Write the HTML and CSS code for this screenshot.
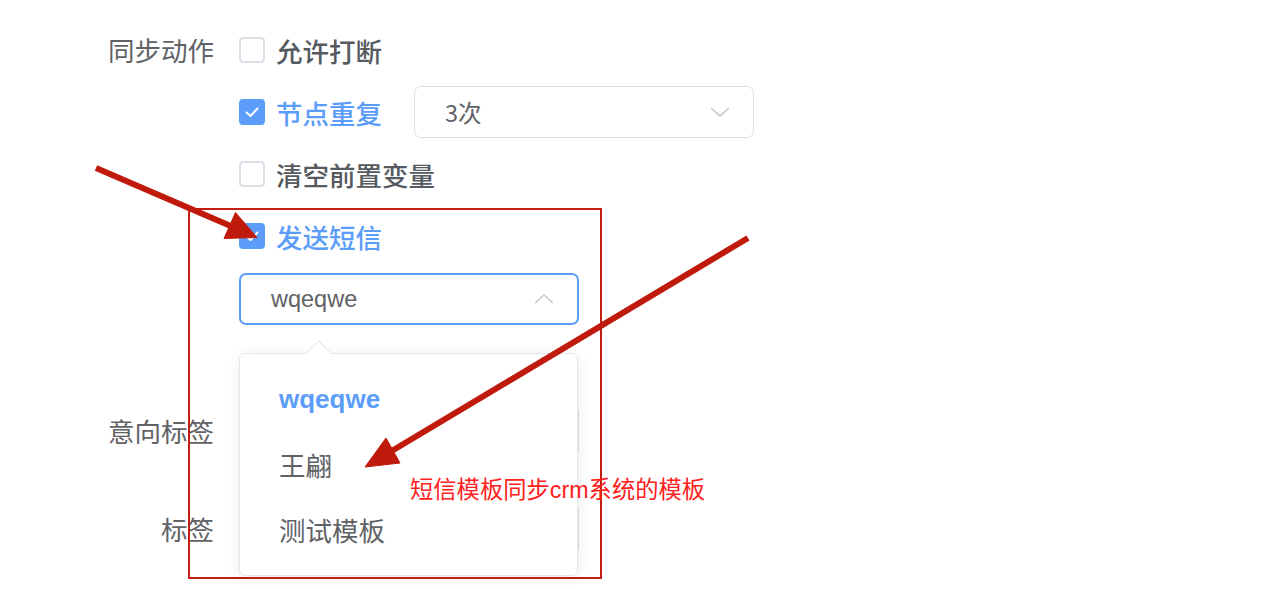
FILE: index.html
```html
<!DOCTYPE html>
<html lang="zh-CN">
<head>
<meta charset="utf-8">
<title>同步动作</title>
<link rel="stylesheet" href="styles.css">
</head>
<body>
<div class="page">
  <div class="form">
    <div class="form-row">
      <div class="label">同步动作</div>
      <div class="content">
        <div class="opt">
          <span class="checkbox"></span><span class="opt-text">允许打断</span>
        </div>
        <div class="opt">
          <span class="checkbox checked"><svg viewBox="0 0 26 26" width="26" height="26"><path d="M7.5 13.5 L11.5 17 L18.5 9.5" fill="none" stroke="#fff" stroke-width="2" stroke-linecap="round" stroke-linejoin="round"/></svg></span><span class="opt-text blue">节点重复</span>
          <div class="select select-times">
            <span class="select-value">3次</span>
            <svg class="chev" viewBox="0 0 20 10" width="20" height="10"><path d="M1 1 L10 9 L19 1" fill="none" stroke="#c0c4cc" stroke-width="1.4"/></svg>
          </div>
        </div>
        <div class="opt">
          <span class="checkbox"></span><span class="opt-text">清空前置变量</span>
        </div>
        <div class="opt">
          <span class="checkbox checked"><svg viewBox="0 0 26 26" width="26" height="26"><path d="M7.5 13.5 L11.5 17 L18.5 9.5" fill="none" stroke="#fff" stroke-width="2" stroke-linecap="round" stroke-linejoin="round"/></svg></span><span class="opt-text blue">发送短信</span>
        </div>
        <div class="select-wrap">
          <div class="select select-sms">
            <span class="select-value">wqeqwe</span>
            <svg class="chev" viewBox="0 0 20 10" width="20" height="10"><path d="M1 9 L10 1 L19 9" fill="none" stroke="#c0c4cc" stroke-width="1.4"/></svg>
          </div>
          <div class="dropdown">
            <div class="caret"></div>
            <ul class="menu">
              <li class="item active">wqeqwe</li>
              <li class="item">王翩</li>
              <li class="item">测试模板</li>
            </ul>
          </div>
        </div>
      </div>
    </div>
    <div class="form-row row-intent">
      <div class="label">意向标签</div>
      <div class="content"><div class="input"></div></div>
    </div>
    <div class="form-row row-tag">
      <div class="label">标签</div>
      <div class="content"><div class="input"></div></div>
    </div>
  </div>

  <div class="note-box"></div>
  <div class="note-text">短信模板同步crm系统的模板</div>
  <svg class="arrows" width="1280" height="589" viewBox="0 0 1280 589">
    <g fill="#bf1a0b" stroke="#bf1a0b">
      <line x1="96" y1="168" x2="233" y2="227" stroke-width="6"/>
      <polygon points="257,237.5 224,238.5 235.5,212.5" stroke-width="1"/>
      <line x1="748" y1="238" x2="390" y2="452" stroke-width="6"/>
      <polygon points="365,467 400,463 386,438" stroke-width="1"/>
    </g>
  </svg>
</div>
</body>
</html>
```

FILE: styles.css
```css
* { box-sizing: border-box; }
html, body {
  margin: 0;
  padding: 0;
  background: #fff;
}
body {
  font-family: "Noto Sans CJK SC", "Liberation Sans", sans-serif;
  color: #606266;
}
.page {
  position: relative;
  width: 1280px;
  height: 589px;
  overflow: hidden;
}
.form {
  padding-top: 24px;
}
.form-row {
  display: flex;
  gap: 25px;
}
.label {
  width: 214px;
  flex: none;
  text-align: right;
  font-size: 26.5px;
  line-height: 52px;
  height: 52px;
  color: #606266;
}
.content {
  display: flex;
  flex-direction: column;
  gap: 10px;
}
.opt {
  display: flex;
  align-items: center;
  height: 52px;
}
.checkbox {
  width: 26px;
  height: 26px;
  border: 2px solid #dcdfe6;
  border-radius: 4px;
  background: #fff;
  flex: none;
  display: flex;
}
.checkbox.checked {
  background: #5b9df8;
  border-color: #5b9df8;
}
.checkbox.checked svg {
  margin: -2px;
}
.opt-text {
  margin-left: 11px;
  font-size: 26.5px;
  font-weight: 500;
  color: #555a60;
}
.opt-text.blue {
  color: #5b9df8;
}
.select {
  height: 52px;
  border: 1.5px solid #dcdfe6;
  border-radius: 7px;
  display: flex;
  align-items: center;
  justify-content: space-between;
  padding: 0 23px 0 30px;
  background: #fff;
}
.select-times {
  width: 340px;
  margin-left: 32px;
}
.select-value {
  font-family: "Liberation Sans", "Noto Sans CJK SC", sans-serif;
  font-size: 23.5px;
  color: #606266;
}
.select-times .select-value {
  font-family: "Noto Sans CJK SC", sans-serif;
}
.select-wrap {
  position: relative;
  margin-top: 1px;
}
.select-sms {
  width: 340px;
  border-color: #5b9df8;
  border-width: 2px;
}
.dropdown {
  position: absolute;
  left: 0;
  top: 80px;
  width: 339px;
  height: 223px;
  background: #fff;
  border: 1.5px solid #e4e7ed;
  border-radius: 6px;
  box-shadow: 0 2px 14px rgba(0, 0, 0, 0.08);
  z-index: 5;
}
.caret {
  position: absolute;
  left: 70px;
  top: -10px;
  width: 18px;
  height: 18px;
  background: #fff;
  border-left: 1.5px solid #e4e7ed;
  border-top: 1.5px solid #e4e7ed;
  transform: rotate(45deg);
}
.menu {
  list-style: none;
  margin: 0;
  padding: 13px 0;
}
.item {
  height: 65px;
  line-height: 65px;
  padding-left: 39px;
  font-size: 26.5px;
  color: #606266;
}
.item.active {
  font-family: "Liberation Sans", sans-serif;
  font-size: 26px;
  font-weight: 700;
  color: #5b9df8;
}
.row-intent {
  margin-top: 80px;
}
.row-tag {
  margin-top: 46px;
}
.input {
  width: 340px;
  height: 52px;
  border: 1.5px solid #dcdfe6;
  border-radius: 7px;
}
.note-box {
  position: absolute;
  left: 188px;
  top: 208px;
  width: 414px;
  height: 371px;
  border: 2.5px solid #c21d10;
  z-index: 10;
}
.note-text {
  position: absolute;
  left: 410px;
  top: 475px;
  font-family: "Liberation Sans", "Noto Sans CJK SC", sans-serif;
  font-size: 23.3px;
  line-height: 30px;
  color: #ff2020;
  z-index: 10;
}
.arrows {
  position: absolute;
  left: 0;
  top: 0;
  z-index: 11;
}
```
# # # # # # #
What to do: Repeat the data exactly, dropping every picture it holds.

Task output:
Write the HTML and CSS code for this screenshot.
FILE: index.html
```html
<!DOCTYPE html>
<html lang="zh-CN">
<head>
<meta charset="utf-8">
<title>同步动作</title>
<link rel="stylesheet" href="styles.css">
</head>
<body>
<div class="page">
  <div class="form">
    <div class="form-row">
      <div class="label">同步动作</div>
      <div class="content">
        <div class="opt">
          <span class="checkbox"></span><span class="opt-text">允许打断</span>
        </div>
        <div class="opt">
          <span class="checkbox checked"><svg viewBox="0 0 26 26" width="26" height="26"><path d="M7.5 13.5 L11.5 17 L18.5 9.5" fill="none" stroke="#fff" stroke-width="2" stroke-linecap="round" stroke-linejoin="round"/></svg></span><span class="opt-text blue">节点重复</span>
          <div class="select select-times">
            <span class="select-value">3次</span>
            <svg class="chev" viewBox="0 0 20 10" width="20" height="10"><path d="M1 1 L10 9 L19 1" fill="none" stroke="#c0c4cc" stroke-width="1.4"/></svg>
          </div>
        </div>
        <div class="opt">
          <span class="checkbox"></span><span class="opt-text">清空前置变量</span>
        </div>
        <div class="opt">
          <span class="checkbox checked"><svg viewBox="0 0 26 26" width="26" height="26"><path d="M7.5 13.5 L11.5 17 L18.5 9.5" fill="none" stroke="#fff" stroke-width="2" stroke-linecap="round" stroke-linejoin="round"/></svg></span><span class="opt-text blue">发送短信</span>
        </div>
        <div class="select-wrap">
          <div class="select select-sms">
            <span class="select-value">wqeqwe</span>
            <svg class="chev" viewBox="0 0 20 10" width="20" height="10"><path d="M1 9 L10 1 L19 9" fill="none" stroke="#c0c4cc" stroke-width="1.4"/></svg>
          </div>
          <div class="dropdown">
            <div class="caret"></div>
            <ul class="menu">
              <li class="item active">wqeqwe</li>
              <li class="item">王翩</li>
              <li class="item">测试模板</li>
            </ul>
          </div>
        </div>
      </div>
    </div>
    <div class="form-row row-intent">
      <div class="label">意向标签</div>
      <div class="content"><div class="input"></div></div>
    </div>
    <div class="form-row row-tag">
      <div class="label">标签</div>
      <div class="content"><div class="input"></div></div>
    </div>
  </div>

  <div class="note-box"></div>
  <div class="note-text">短信模板同步crm系统的模板</div>
  <svg class="arrows" width="1280" height="589" viewBox="0 0 1280 589">
    <g fill="#bf1a0b" stroke="#bf1a0b">
      <line x1="96" y1="168" x2="233" y2="227" stroke-width="6"/>
      <polygon points="257,237.5 224,238.5 235.5,212.5" stroke-width="1"/>
      <line x1="748" y1="238" x2="390" y2="452" stroke-width="6"/>
      <polygon points="365,467 400,463 386,438" stroke-width="1"/>
    </g>
  </svg>
</div>
</body>
</html>
```

FILE: styles.css
```css
* { box-sizing: border-box; }
html, body {
  margin: 0;
  padding: 0;
  background: #fff;
}
body {
  font-family: "Noto Sans CJK SC", "Liberation Sans", sans-serif;
  color: #606266;
}
.page {
  position: relative;
  width: 1280px;
  height: 589px;
  overflow: hidden;
}
.form {
  padding-top: 24px;
}
.form-row {
  display: flex;
  gap: 25px;
}
.label {
  width: 214px;
  flex: none;
  text-align: right;
  font-size: 26.5px;
  line-height: 52px;
  height: 52px;
  color: #606266;
}
.content {
  display: flex;
  flex-direction: column;
  gap: 10px;
}
.opt {
  display: flex;
  align-items: center;
  height: 52px;
}
.checkbox {
  width: 26px;
  height: 26px;
  border: 2px solid #dcdfe6;
  border-radius: 4px;
  background: #fff;
  flex: none;
  display: flex;
}
.checkbox.checked {
  background: #5b9df8;
  border-color: #5b9df8;
}
.checkbox.checked svg {
  margin: -2px;
}
.opt-text {
  margin-left: 11px;
  font-size: 26.5px;
  font-weight: 500;
  color: #555a60;
}
.opt-text.blue {
  color: #5b9df8;
}
.select {
  height: 52px;
  border: 1.5px solid #dcdfe6;
  border-radius: 7px;
  display: flex;
  align-items: center;
  justify-content: space-between;
  padding: 0 23px 0 30px;
  background: #fff;
}
.select-times {
  width: 340px;
  margin-left: 32px;
}
.select-value {
  font-family: "Liberation Sans", "Noto Sans CJK SC", sans-serif;
  font-size: 23.5px;
  color: #606266;
}
.select-times .select-value {
  font-family: "Noto Sans CJK SC", sans-serif;
}
.select-wrap {
  position: relative;
  margin-top: 1px;
}
.select-sms {
  width: 340px;
  border-color: #5b9df8;
  border-width: 2px;
}
.dropdown {
  position: absolute;
  left: 0;
  top: 80px;
  width: 339px;
  height: 223px;
  background: #fff;
  border: 1.5px solid #e4e7ed;
  border-radius: 6px;
  box-shadow: 0 2px 14px rgba(0, 0, 0, 0.08);
  z-index: 5;
}
.caret {
  position: absolute;
  left: 70px;
  top: -10px;
  width: 18px;
  height: 18px;
  background: #fff;
  border-left: 1.5px solid #e4e7ed;
  border-top: 1.5px solid #e4e7ed;
  transform: rotate(45deg);
}
.menu {
  list-style: none;
  margin: 0;
  padding: 13px 0;
}
.item {
  height: 65px;
  line-height: 65px;
  padding-left: 39px;
  font-size: 26.5px;
  color: #606266;
}
.item.active {
  font-family: "Liberation Sans", sans-serif;
  font-size: 26px;
  font-weight: 700;
  color: #5b9df8;
}
.row-intent {
  margin-top: 80px;
}
.row-tag {
  margin-top: 46px;
}
.input {
  width: 340px;
  height: 52px;
  border: 1.5px solid #dcdfe6;
  border-radius: 7px;
}
.note-box {
  position: absolute;
  left: 188px;
  top: 208px;
  width: 414px;
  height: 371px;
  border: 2.5px solid #c21d10;
  z-index: 10;
}
.note-text {
  position: absolute;
  left: 410px;
  top: 475px;
  font-family: "Liberation Sans", "Noto Sans CJK SC", sans-serif;
  font-size: 23.3px;
  line-height: 30px;
  color: #ff2020;
  z-index: 10;
}
.arrows {
  position: absolute;
  left: 0;
  top: 0;
  z-index: 11;
}
```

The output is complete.